Filmmaker Zach Carver uses interviews and on-board video diaries from solo sailors and crews ranging from privileged bros to “blue collar” sailors, feminists, sourdoughs, eccentrics and adventure athletes to paint a fun picture of a character-building boat race peopled by genuine characters.

They are “someone who has the ability to push themselves beyond” their abilities, and beyond the expectations of others,” organizer Jack Beattie waxes lyrically.

“We have about 70 miles to smoke all the weed,” one crew decides as they hit the home stretch.

The boats can be customized to suit the conditions, or disposable yard sale purchases, with names like Sail Like a Girl, Freeburd, Fashionably Late, Grace B, Ptarmigan, Soggy Beavers and Jungle Kitty.

Crews rough it with DIY toilets, catching sleep where they can –on board in the rain and spraw, or in tents or homemade shelters along the undeveloped shore, where the Alaskan brown bears roam.

All are tested, some have to quit and some find themselves beaten down by the grind and exhilarated by the awe-inspiring views, joyous porpoise encounters and the thrill of the chase.

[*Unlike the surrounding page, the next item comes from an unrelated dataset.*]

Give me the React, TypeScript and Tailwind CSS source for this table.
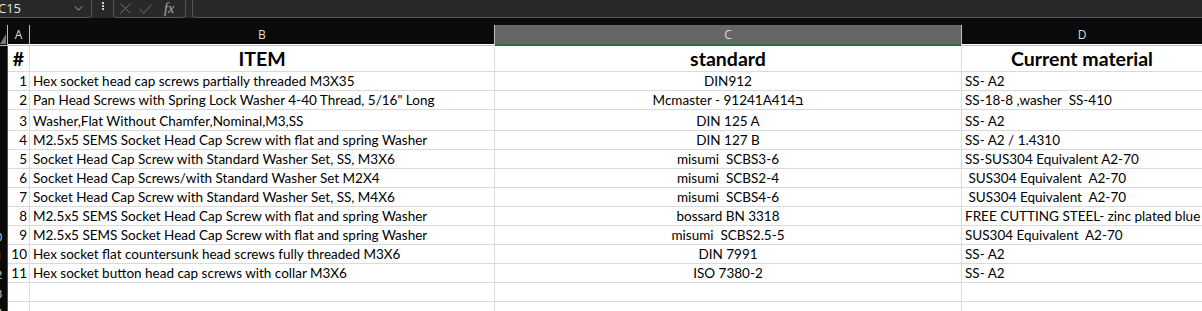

“We intentionally made a really frustrating race” with that in mind, Beattie admits with a cackle.

It’s a playful movie, very much in the spirit of the engine-free race it documents, with the various boat crews producing the memorable moments — knockdowns (when wind or wave slaps a boat onto its side, or worse — brilliant bits of ingenuity, sight-seeing ashore, meeting locals and Native Americans, and um, bonding as a crew.

“We’re brothers, working on being enemies. It’s a small boat.”

Sure, bragging rights enter the picture, but just getting to the finish line is achievement enough for most. Of course, somebody turned her race into a TED Talk. That’s how the attention economy works.

But what’s striking about these folks is the ingenuity mixed with idealistic naivete that so many bring to this bucket list adventure. As an experienced sailor who lives aboard a sailboat in Florida, I was amazed at some of the gadgets people invented to move even big boats when the wind or the tide are against them. Take away the easy “engine” answer to everything and people get creative.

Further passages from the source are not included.